> [SUPPLIED MATERIAL]
○ ○ ○

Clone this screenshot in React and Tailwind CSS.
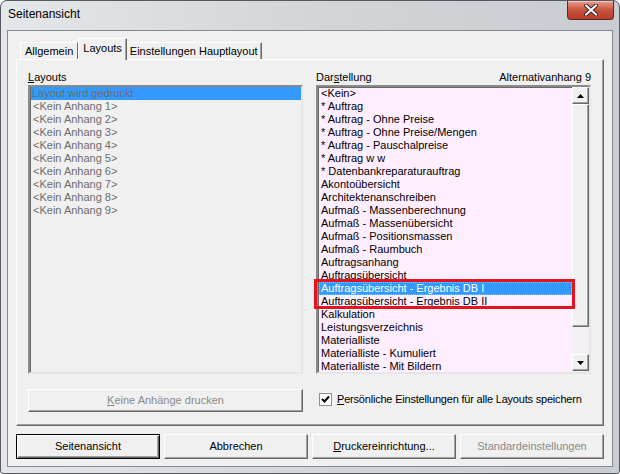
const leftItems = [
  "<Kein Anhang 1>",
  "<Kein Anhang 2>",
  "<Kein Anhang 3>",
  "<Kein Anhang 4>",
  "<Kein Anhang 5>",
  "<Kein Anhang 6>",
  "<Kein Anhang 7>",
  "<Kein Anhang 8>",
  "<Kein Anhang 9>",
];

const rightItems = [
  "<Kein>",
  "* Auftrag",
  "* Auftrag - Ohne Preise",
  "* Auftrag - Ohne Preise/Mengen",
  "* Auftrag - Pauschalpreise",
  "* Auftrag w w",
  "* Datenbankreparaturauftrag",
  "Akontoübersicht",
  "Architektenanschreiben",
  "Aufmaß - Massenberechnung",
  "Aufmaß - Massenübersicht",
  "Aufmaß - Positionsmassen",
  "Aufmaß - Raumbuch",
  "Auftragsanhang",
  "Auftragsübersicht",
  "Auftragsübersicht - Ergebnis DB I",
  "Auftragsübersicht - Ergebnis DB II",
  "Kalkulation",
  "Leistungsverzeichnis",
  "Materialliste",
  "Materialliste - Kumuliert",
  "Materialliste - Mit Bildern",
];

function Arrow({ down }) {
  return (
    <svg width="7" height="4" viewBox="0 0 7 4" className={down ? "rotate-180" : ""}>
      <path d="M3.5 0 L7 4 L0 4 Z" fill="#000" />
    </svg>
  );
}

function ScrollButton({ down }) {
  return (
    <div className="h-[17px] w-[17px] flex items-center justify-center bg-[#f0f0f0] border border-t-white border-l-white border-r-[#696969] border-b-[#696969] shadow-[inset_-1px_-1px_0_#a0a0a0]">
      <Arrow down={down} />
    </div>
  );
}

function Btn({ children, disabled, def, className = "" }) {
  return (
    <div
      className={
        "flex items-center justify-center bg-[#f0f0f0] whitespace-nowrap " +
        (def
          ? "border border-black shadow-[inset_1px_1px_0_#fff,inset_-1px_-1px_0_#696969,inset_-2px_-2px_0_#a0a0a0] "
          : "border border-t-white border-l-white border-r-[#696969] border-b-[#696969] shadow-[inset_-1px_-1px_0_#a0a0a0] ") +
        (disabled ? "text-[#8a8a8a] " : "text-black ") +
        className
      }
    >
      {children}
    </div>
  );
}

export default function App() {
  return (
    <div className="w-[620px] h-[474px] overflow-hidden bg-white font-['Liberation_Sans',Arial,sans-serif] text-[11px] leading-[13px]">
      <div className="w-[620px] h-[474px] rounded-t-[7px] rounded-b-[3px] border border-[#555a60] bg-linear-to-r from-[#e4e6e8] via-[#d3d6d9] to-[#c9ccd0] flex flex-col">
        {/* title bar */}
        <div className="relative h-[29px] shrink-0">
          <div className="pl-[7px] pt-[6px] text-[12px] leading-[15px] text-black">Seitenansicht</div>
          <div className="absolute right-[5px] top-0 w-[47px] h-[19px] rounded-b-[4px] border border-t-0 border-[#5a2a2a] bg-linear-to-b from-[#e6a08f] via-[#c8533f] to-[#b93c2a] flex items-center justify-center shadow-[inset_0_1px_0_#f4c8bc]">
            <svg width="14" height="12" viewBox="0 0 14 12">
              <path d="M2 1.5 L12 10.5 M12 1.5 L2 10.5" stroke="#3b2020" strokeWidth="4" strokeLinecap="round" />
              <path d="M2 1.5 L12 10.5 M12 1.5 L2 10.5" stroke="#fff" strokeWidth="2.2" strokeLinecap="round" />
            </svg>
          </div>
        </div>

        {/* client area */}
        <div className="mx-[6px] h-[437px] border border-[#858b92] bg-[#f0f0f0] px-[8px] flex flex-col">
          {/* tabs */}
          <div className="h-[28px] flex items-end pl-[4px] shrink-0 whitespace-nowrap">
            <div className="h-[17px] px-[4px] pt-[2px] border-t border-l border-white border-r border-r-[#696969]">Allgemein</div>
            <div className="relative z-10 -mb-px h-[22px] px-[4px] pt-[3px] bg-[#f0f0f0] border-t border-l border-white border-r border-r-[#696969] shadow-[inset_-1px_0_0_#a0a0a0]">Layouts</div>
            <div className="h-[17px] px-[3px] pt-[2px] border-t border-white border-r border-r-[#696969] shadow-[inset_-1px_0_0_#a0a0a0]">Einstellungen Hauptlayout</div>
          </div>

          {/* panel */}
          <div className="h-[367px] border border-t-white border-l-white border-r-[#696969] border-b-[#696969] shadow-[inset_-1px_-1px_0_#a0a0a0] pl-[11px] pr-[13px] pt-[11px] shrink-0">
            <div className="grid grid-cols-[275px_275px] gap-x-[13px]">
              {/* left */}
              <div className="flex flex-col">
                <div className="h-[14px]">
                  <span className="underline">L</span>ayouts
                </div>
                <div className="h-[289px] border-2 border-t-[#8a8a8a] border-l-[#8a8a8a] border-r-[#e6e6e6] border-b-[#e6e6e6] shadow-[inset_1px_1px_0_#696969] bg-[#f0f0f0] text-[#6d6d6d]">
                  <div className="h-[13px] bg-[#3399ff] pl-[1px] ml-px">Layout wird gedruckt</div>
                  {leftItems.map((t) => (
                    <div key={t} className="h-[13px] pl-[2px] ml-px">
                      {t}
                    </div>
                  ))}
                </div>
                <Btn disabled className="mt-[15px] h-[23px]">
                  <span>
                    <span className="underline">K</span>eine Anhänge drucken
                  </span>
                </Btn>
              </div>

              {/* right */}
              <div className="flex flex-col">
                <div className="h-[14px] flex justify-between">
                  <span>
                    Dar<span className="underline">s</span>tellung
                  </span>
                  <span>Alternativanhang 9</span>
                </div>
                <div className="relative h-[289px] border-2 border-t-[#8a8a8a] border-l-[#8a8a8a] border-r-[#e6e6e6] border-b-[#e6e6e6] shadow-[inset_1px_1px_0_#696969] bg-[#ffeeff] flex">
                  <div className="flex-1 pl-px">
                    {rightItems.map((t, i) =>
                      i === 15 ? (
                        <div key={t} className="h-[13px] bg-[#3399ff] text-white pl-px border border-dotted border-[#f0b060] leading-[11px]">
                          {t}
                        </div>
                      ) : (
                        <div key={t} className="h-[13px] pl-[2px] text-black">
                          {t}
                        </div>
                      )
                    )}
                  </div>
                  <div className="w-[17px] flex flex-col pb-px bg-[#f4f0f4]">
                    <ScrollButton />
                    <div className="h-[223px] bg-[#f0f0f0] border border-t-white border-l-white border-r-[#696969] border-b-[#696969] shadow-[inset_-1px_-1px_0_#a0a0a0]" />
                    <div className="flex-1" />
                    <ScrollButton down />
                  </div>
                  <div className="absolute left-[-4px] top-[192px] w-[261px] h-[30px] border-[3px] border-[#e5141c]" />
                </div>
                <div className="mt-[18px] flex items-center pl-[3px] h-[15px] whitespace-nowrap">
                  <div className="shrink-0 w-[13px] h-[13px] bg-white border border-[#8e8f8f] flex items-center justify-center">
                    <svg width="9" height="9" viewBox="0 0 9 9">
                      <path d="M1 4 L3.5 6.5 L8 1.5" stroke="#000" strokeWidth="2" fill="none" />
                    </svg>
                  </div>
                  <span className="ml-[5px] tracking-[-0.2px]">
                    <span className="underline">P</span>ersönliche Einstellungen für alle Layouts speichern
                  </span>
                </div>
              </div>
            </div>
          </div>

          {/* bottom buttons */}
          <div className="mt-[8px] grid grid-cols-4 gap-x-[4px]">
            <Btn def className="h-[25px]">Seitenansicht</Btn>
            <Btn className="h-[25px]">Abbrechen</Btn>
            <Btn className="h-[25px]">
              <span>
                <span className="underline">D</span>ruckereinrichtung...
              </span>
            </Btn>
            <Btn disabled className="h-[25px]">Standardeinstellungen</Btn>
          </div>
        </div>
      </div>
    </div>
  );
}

○ ○ ○

Exclude every picture and copy the remaining data exactly.

> [RESULT OF THE EXERCISE]
Clone this screenshot in React and Tailwind CSS.
const leftItems = [
  "<Kein Anhang 1>",
  "<Kein Anhang 2>",
  "<Kein Anhang 3>",
  "<Kein Anhang 4>",
  "<Kein Anhang 5>",
  "<Kein Anhang 6>",
  "<Kein Anhang 7>",
  "<Kein Anhang 8>",
  "<Kein Anhang 9>",
];

const rightItems = [
  "<Kein>",
  "* Auftrag",
  "* Auftrag - Ohne Preise",
  "* Auftrag - Ohne Preise/Mengen",
  "* Auftrag - Pauschalpreise",
  "* Auftrag w w",
  "* Datenbankreparaturauftrag",
  "Akontoübersicht",
  "Architektenanschreiben",
  "Aufmaß - Massenberechnung",
  "Aufmaß - Massenübersicht",
  "Aufmaß - Positionsmassen",
  "Aufmaß - Raumbuch",
  "Auftragsanhang",
  "Auftragsübersicht",
  "Auftragsübersicht - Ergebnis DB I",
  "Auftragsübersicht - Ergebnis DB II",
  "Kalkulation",
  "Leistungsverzeichnis",
  "Materialliste",
  "Materialliste - Kumuliert",
  "Materialliste - Mit Bildern",
];

function Arrow({ down }) {
  return (
    <svg width="7" height="4" viewBox="0 0 7 4" className={down ? "rotate-180" : ""}>
      <path d="M3.5 0 L7 4 L0 4 Z" fill="#000" />
    </svg>
  );
}

function ScrollButton({ down }) {
  return (
    <div className="h-[17px] w-[17px] flex items-center justify-center bg-[#f0f0f0] border border-t-white border-l-white border-r-[#696969] border-b-[#696969] shadow-[inset_-1px_-1px_0_#a0a0a0]">
      <Arrow down={down} />
    </div>
  );
}

function Btn({ children, disabled, def, className = "" }) {
  return (
    <div
      className={
        "flex items-center justify-center bg-[#f0f0f0] whitespace-nowrap " +
        (def
          ? "border border-black shadow-[inset_1px_1px_0_#fff,inset_-1px_-1px_0_#696969,inset_-2px_-2px_0_#a0a0a0] "
          : "border border-t-white border-l-white border-r-[#696969] border-b-[#696969] shadow-[inset_-1px_-1px_0_#a0a0a0] ") +
        (disabled ? "text-[#8a8a8a] " : "text-black ") +
        className
      }
    >
      {children}
    </div>
  );
}

export default function App() {
  return (
    <div className="w-[620px] h-[474px] overflow-hidden bg-white font-['Liberation_Sans',Arial,sans-serif] text-[11px] leading-[13px]">
      <div className="w-[620px] h-[474px] rounded-t-[7px] rounded-b-[3px] border border-[#555a60] bg-linear-to-r from-[#e4e6e8] via-[#d3d6d9] to-[#c9ccd0] flex flex-col">
        {/* title bar */}
        <div className="relative h-[29px] shrink-0">
          <div className="pl-[7px] pt-[6px] text-[12px] leading-[15px] text-black">Seitenansicht</div>
          <div className="absolute right-[5px] top-0 w-[47px] h-[19px] rounded-b-[4px] border border-t-0 border-[#5a2a2a] bg-linear-to-b from-[#e6a08f] via-[#c8533f] to-[#b93c2a] flex items-center justify-center shadow-[inset_0_1px_0_#f4c8bc]">
            <svg width="14" height="12" viewBox="0 0 14 12">
              <path d="M2 1.5 L12 10.5 M12 1.5 L2 10.5" stroke="#3b2020" strokeWidth="4" strokeLinecap="round" />
              <path d="M2 1.5 L12 10.5 M12 1.5 L2 10.5" stroke="#fff" strokeWidth="2.2" strokeLinecap="round" />
            </svg>
          </div>
        </div>

        {/* client area */}
        <div className="mx-[6px] h-[437px] border border-[#858b92] bg-[#f0f0f0] px-[8px] flex flex-col">
          {/* tabs */}
          <div className="h-[28px] flex items-end pl-[4px] shrink-0 whitespace-nowrap">
            <div className="h-[17px] px-[4px] pt-[2px] border-t border-l border-white border-r border-r-[#696969]">Allgemein</div>
            <div className="relative z-10 -mb-px h-[22px] px-[4px] pt-[3px] bg-[#f0f0f0] border-t border-l border-white border-r border-r-[#696969] shadow-[inset_-1px_0_0_#a0a0a0]">Layouts</div>
            <div className="h-[17px] px-[3px] pt-[2px] border-t border-white border-r border-r-[#696969] shadow-[inset_-1px_0_0_#a0a0a0]">Einstellungen Hauptlayout</div>
          </div>

          {/* panel */}
          <div className="h-[367px] border border-t-white border-l-white border-r-[#696969] border-b-[#696969] shadow-[inset_-1px_-1px_0_#a0a0a0] pl-[11px] pr-[13px] pt-[11px] shrink-0">
            <div className="grid grid-cols-[275px_275px] gap-x-[13px]">
              {/* left */}
              <div className="flex flex-col">
                <div className="h-[14px]">
                  <span className="underline">L</span>ayouts
                </div>
                <div className="h-[289px] border-2 border-t-[#8a8a8a] border-l-[#8a8a8a] border-r-[#e6e6e6] border-b-[#e6e6e6] shadow-[inset_1px_1px_0_#696969] bg-[#f0f0f0] text-[#6d6d6d]">
                  <div className="h-[13px] bg-[#3399ff] pl-[1px] ml-px">Layout wird gedruckt</div>
                  {leftItems.map((t) => (
                    <div key={t} className="h-[13px] pl-[2px] ml-px">
                      {t}
                    </div>
                  ))}
                </div>
                <Btn disabled className="mt-[15px] h-[23px]">
                  <span>
                    <span className="underline">K</span>eine Anhänge drucken
                  </span>
                </Btn>
              </div>

              {/* right */}
              <div className="flex flex-col">
                <div className="h-[14px] flex justify-between">
                  <span>
                    Dar<span className="underline">s</span>tellung
                  </span>
                  <span>Alternativanhang 9</span>
                </div>
                <div className="relative h-[289px] border-2 border-t-[#8a8a8a] border-l-[#8a8a8a] border-r-[#e6e6e6] border-b-[#e6e6e6] shadow-[inset_1px_1px_0_#696969] bg-[#ffeeff] flex">
                  <div className="flex-1 pl-px">
                    {rightItems.map((t, i) =>
                      i === 15 ? (
                        <div key={t} className="h-[13px] bg-[#3399ff] text-white pl-px border border-dotted border-[#f0b060] leading-[11px]">
                          {t}
                        </div>
                      ) : (
                        <div key={t} className="h-[13px] pl-[2px] text-black">
                          {t}
                        </div>
                      )
                    )}
                  </div>
                  <div className="w-[17px] flex flex-col pb-px bg-[#f4f0f4]">
                    <ScrollButton />
                    <div className="h-[223px] bg-[#f0f0f0] border border-t-white border-l-white border-r-[#696969] border-b-[#696969] shadow-[inset_-1px_-1px_0_#a0a0a0]" />
                    <div className="flex-1" />
                    <ScrollButton down />
                  </div>
                  <div className="absolute left-[-4px] top-[192px] w-[261px] h-[30px] border-[3px] border-[#e5141c]" />
                </div>
                <div className="mt-[18px] flex items-center pl-[3px] h-[15px] whitespace-nowrap">
                  <div className="shrink-0 w-[13px] h-[13px] bg-white border border-[#8e8f8f] flex items-center justify-center">
                    <svg width="9" height="9" viewBox="0 0 9 9">
                      <path d="M1 4 L3.5 6.5 L8 1.5" stroke="#000" strokeWidth="2" fill="none" />
                    </svg>
                  </div>
                  <span className="ml-[5px] tracking-[-0.2px]">
                    <span className="underline">P</span>ersönliche Einstellungen für alle Layouts speichern
                  </span>
                </div>
              </div>
            </div>
          </div>

          {/* bottom buttons */}
          <div className="mt-[8px] grid grid-cols-4 gap-x-[4px]">
            <Btn def className="h-[25px]">Seitenansicht</Btn>
            <Btn className="h-[25px]">Abbrechen</Btn>
            <Btn className="h-[25px]">
              <span>
                <span className="underline">D</span>ruckereinrichtung...
              </span>
            </Btn>
            <Btn disabled className="h-[25px]">Standardeinstellungen</Btn>
          </div>
        </div>
      </div>
    </div>
  );
}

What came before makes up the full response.